De behandelgroep en de testgroep bestonden uit koppels die in een monogame relatie zaten. Bij alle vrouwen kwam de bacteriële vaginose ook na behandeling steeds terug. In de behandelgroep (81 koppels) kreeg de vrouw de ‘standaard’ behandeling met antibiotica en de partner zeven dagen de pillen en de zalf. In de controlegroep (81 koppels) kreeg alleen de vrouw de standaardbehandeling. Na twaalf weken werden de vrouwen opnieuw gezien door een dokter.

Wat bleek? In de behandelgroep was bij 24 van de 69 vrouwen de bacteriële vaginose teruggekomen (35 procent). In de controlegroep was dat het geval bij 43 van de 68 vrouwen (63 procent). Zet dit vanaf nu de behandeling van bacteriële vaginose in een ander daglicht?

„Ik vind het een mooi onderzoek, maar dit is ook pas de éérste studie die laat zien dat partnerbehandeling werkt”, zegt Hanna Bos. Zij is arts infectieziektenbestrijding bij Soa Aids Nederland en niet betrokken bij het Amerikaanse onderzoek. „Hierna wil je met andere studies de resultaten van dit onderzoek bevestigd zien.” Bos benadrukt dat het meebehandelen van mannelijke partners alleen geldt voor hardnekkig terugkerende bacteriële vaginose „In veel gevallen gaat de aandoening vanzelf over, of na één antibioticakuur door de vrouw. Je wilt niet onnodig met antibiotica strooien, vanwege het risico op resistentie.” Bovendien, zegt ze, is in deze studie ook bij een aantal vrouwen van wie de partner is meebehandeld de bacteriële vaginose teruggekomen. „Het is dus geen magic bullet.”

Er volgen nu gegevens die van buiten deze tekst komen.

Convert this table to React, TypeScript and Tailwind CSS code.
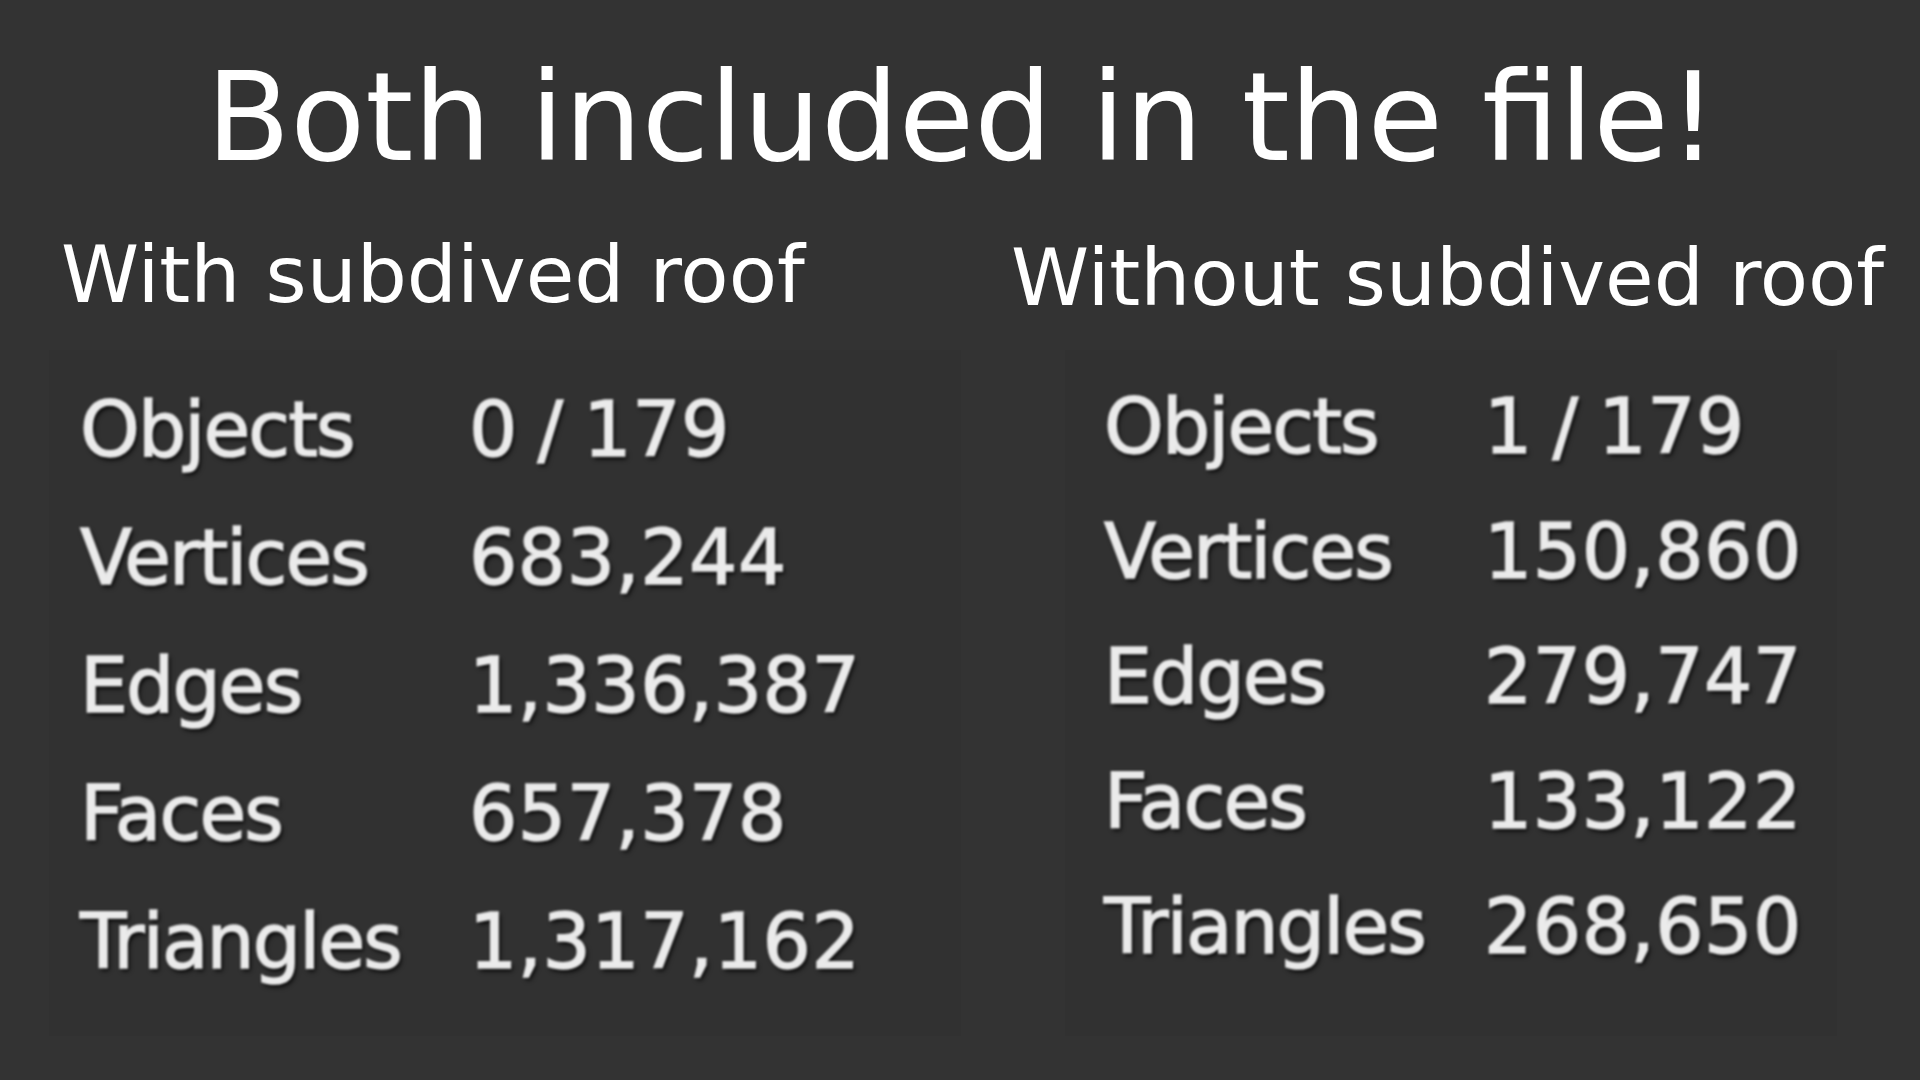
const left = [
  ["Objects", "0 / 179"],
  ["Vertices", "683,244"],
  ["Edges", "1,336,387"],
  ["Faces", "657,378"],
  ["Triangles", "1,317,162"],
];

const right = [
  ["Objects", "1 / 179"],
  ["Vertices", "150,860"],
  ["Edges", "279,747"],
  ["Faces", "133,122"],
  ["Triangles", "268,650"],
];

const Stats = ({ rows, labelW, rowH }: { rows: string[][]; labelW: string; rowH: string }) => {
  return (
    <div className="text-[76px] text-[#ebebeb] blur-[1.3px] [-webkit-text-stroke:1.5px_#e4e4e4] [text-shadow:2px_3px_4px_rgba(0,0,0,0.9)]">
      {rows.map(([k, v]) => (
        <div key={k} className={`flex ${rowH}`}>
          <span className={`${labelW} tracking-[-1.9px]`}>{k}</span>
          <span className="tracking-[0.5px] [word-spacing:-5px]">{v}</span>
        </div>
      ))}
    </div>
  );
};

export default function App() {
  return (
    <div className="w-full h-screen overflow-hidden bg-[#333333] text-white font-['DejaVu_Sans',sans-serif]">
      {/* TITLE */}
      <h1 className="pt-[57px] pl-[4px] text-center text-[122.6px] leading-none">Both included in the file!</h1>

      {/* COLUMNS */}
      <div className="flex mt-[56px]">
        {/* LEFT */}
        <div className="w-[965px] pl-[49px] shrink-0">
          <h2 className="pl-[12px] text-[79px] leading-none">With subdived roof</h2>
          <div className="mt-[35px] w-[912px] h-[686px] bg-[#313131] pl-[31px] pt-[16px]">
            <Stats rows={left} labelW="w-[389px]" rowH="h-[128px] leading-[128px]" />
          </div>
        </div>

        {/* RIGHT */}
        <div className="pl-[46px]">
          <h2 className="mt-[3px] text-[79px] leading-none">Without subdived roof</h2>
          <div className="mt-[32px] ml-[54px] w-[772px] h-[686px] bg-[#313131] pl-[39px] pt-[14px]">
            <Stats rows={right} labelW="w-[380px]" rowH="h-[125px] leading-[125px]" />
          </div>
        </div>
      </div>
    </div>
  );
}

En dan is er nog het vraagstuk van de behandeltrouw bij de man, die geacht wordt zeven dagen pillen en zalf te gebruiken. Juist bij antibiotica is het van belang om de kuur helemaal af te maken, omdat de aandoening anders terugkomt en de bacteriën meer kans krijgen om resistent te worden tegen het middel. Niet alleen rapporteerden de mannelijke deelnemers klachten van de antibiotica, zoals misselijkheid, hoofdpijn en een metalige smaak, één op de zes mannen nam minder dan 70 procent van de medicatie. Bij de vrouwen was dat slechts één persoon.

„De studie laat zien dat de beste resultaten worden behaald als ook de mannelijke partner de kuur helemaal afmaakt, maar het meebehandelen is altijd ingewikkeld”, zegt Bos.

„Dat zien we ook bij soa’s.” Bij vaste partners, zoals in dit onderzoek, schat ze de kans op succes het hoogst in. „Dan heb je er ook belang bij dat je partner geen klachten heeft.”